From cash to independence in Malawi

Namaketa Nasoni, from Chimteka Village in Mchinji District, Malawi, a mother of five children, has been a widow since her husband died three years ago. Since then, she went without the income needed to feed her children or pay school fees for her firstborn child who is in secondary school, and three others in primary school. Her difficulties were compounded when, during the rainy season, her house was blown away by strong winds.

Life was very hard for Nasoni before she started receiving a cah transfer, thorugh Mtukula Pakhomo (Chichewa for “empowering the household”), which started as a pilot project in Mchinji District in 2006.

The Malawian government, through the SCTP, provides monthly cash transfers to ultrapoor and labour-constrained households, with the intention of alleviating poverty and encouraging school attendance. In Mchinji there are moe than 45 000 beneficiaries, and 70% of the beneficiary households are female-headed. In total, the SCTP is serving more than 150 000 households and 665 000 beneficiaries.

Since Nasoni started receiving the monthly cash transfers under the SCTP, her life changed, as she was able to buy food for her children and essential household items. “Before I started receiving cash transfers, I used to lack a lot of things. But now, I am able to buy food for my family — I bought a bicycle, plates and a blanket”, Nasoni explains.

In Zomba, in the northern part of Malawi, Florida, 62, and Mifa, 5,are neighbours staying in the same homestead, both benefitting from the SCTP. While Florida is taking care of five grandchildren, Mifa is the head of a multigenerational household of five people, including her chronically ill sister and daughter, and one granddaughter. Prior to the cash transfer Mifa and Florida could not sustain themselves and their dependants on subsistence farming alone. According to its size and the number of school-going children in their household, Florida and Mifa receive monthly cash transfers of 3 700 Kwacha (R70) per month, plus a school bonus of 500 Kwacha (R9.50) for each child going to primary school and 1 000 (R18.70) Kwacha for each child going to secondary school.

“My life has changed after receiving the transfer. I was able to pay school fees and buy food for my grandchildren”, says Florida. She perceived a significant change in her life after she received the very first transfer. “The transfers helped me to take care of my sister and daughter, who are both suffering from epilepsy. Before I accessed the transfers, I was often not able to get essential drugs and enough food to feed them,” says Mifa. In the long term, both women are planning to improve their houses and further enable their children and grandchildren to attend school.

Towards saving

The intervention goes beyond the cash transfer, however. Nasoni is also member of the Tigwirizane Village Savings and Loans (VSL) group in her village, a self-managed community-based group providing access to basic financial services. VSL groups are usually composed of 10 to 20 self-selected individuals who meet weekly to save and take small loans from the group savings.

VSL members pay monthly interest at a rate determined by the group. After approximately 12 months, all savings and interest earnings are shared out among all members, based on a formula that links the payout to the individual amount saved.

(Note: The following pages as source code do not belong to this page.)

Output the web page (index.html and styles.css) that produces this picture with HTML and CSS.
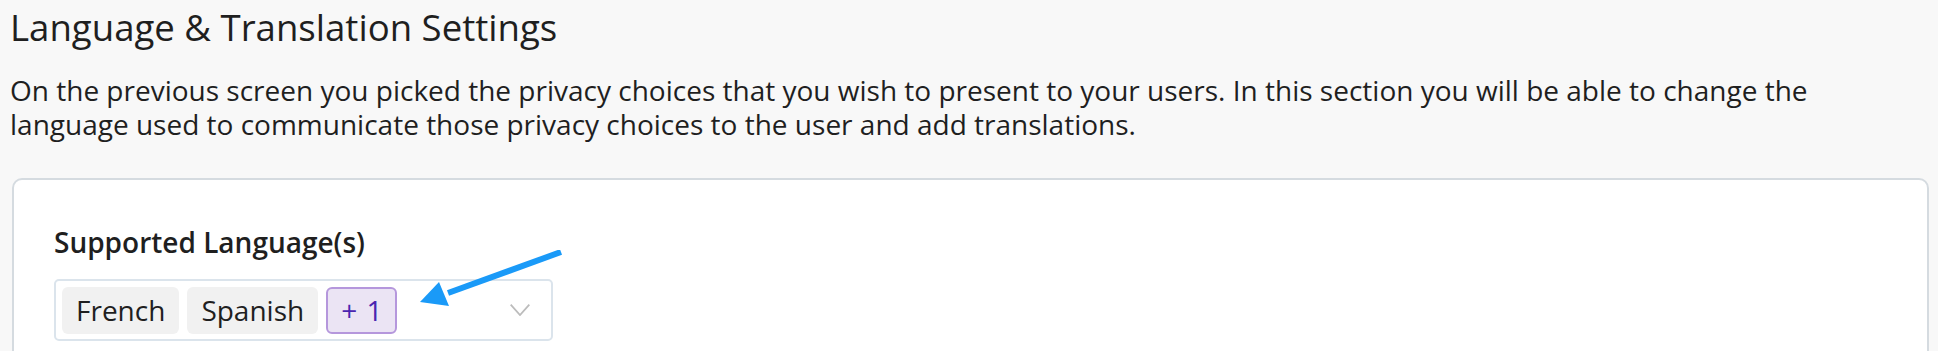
FILE: index.html
```html
<!DOCTYPE html>
<html lang="en">
<head>
<meta charset="utf-8">
<title>Language &amp; Translation Settings</title>
<link rel="stylesheet" href="styles.css">
</head>
<body>
<main class="page">
  <h1 class="title">Language &amp; Translation Settings</h1>
  <p class="intro">On the previous screen you picked the privacy choices that you wish to present to your users. In this section you will be able to change the language used to communicate those privacy choices to the user and add translations.</p>
  <section class="card">
    <div class="field">
      <label class="label">Supported Language(s)</label>
      <div class="select">
        <div class="chips">
          <span class="chip">French</span>
          <span class="chip">Spanish</span>
          <span class="chip chip-more">+ 1</span>
        </div>
        <svg class="chevron" width="20" height="12" viewBox="0 0 20 12"><path d="M0.7 0.7 L10 11 L19.3 0.7" fill="none" stroke="#bcbcbc" stroke-width="1.8"/></svg>
      </div>
      <svg class="pointer" width="150" height="60" viewBox="0 0 150 60"><line x1="141" y1="2" x2="28" y2="43" stroke="#1a9af8" stroke-width="6"/><polygon points="0,52 19,32 29,56" fill="#1a9af8"/></svg>
    </div>
  </section>
</main>
</body>
</html>
```
FILE: styles.css
```css
html, body {
  margin: 0;
  padding: 0;
  background: #f8f8f8;
  font-family: "Open Sans", "Noto Sans", sans-serif;
  color: #1f1f1f;
}
.page {
  padding: 2px 9px 0 10px;
}
.title {
  margin: 0;
  font-size: 36.6px;
  font-weight: 400;
  line-height: 50px;
}
.intro {
  margin: 21px 0 0;
  font-size: 28px;
  line-height: 34px;
  max-width: 1900px;
}
.card {
  margin-top: 37px;
  margin-left: 2px;
  background: #fff;
  border: 2px solid #d5dbe0;
  border-radius: 10px;
  height: 240px;
  padding: 44px 40px 0;
}
.field {
  position: relative;
  width: 520px;
}
.label {
  display: block;
  font-size: 28px;
  font-weight: 600;
  line-height: 36px;
  margin-bottom: 19px;
}
.select {
  display: flex;
  align-items: center;
  justify-content: space-between;
  width: 499px;
  height: 62px;
  box-sizing: border-box;
  border: 2px solid #dbe4ec;
  border-radius: 5px;
  padding: 0 21px 0 6px;
}
.chips {
  display: flex;
  gap: 8px;
}
.chip {
  display: inline-flex;
  align-items: center;
  height: 47px;
  box-sizing: border-box;
  padding: 0 14px;
  background: #f1f1f1;
  border-radius: 6px;
  font-size: 28px;
}
.chip-more {
  background: #ebe4f4;
  border: 2px solid #b597dc;
  color: #4a25b0;
  padding: 0 13px;
  word-spacing: 2px;
}
.pointer {
  position: absolute;
  left: 366px;
  top: 26px;
}
```
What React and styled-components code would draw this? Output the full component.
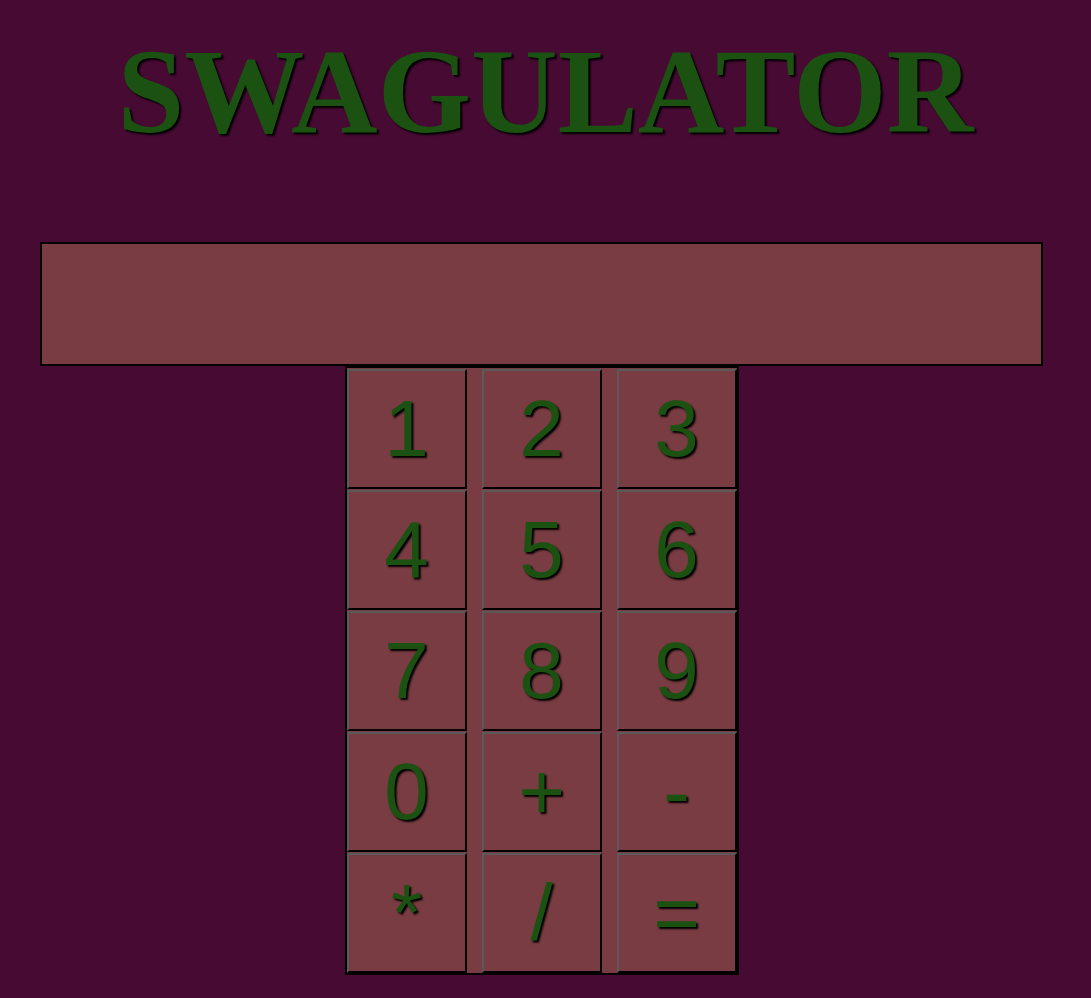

The VSL concept was introduced in Mchinji District by Save the Children International in 2012. The aim of the project is to link SCTP beneficiaries to informal financial services and to strengthen their general level of resilience. Programmes of this kind are key in allowing SCTP beneficiaries in future to graduate from the programme and become self-sufficient.

Nasoni saves part of the transfer that she receives under the SCTP with the VSL group. “Sometimes I save 100 Kwacha (R1.90) per week, other times 200 Kwacha (R3.75). When times are good I even save 1 000 Kwacha (R18.70),” she says, “and after one year, we share the money and I once received 10 400 Kwacha (R195). My plan is to build a better house with this money. I have already moulded bricks for this project. I plan to mould 4 000 bricks.”

In addition to being part of the VSL group, Nasoni uses part of the SCTP transfer money for a small business selling groundnuts in her community. The proceeds are used to further support her children.

Florida is confident that one day she will no longer need the programme, and give other needy community members the chance to benefit from the SCTP. “I want to invest part of the transfers into my house and enable my grandchildren to access education, so that they can take care of me once I am old”.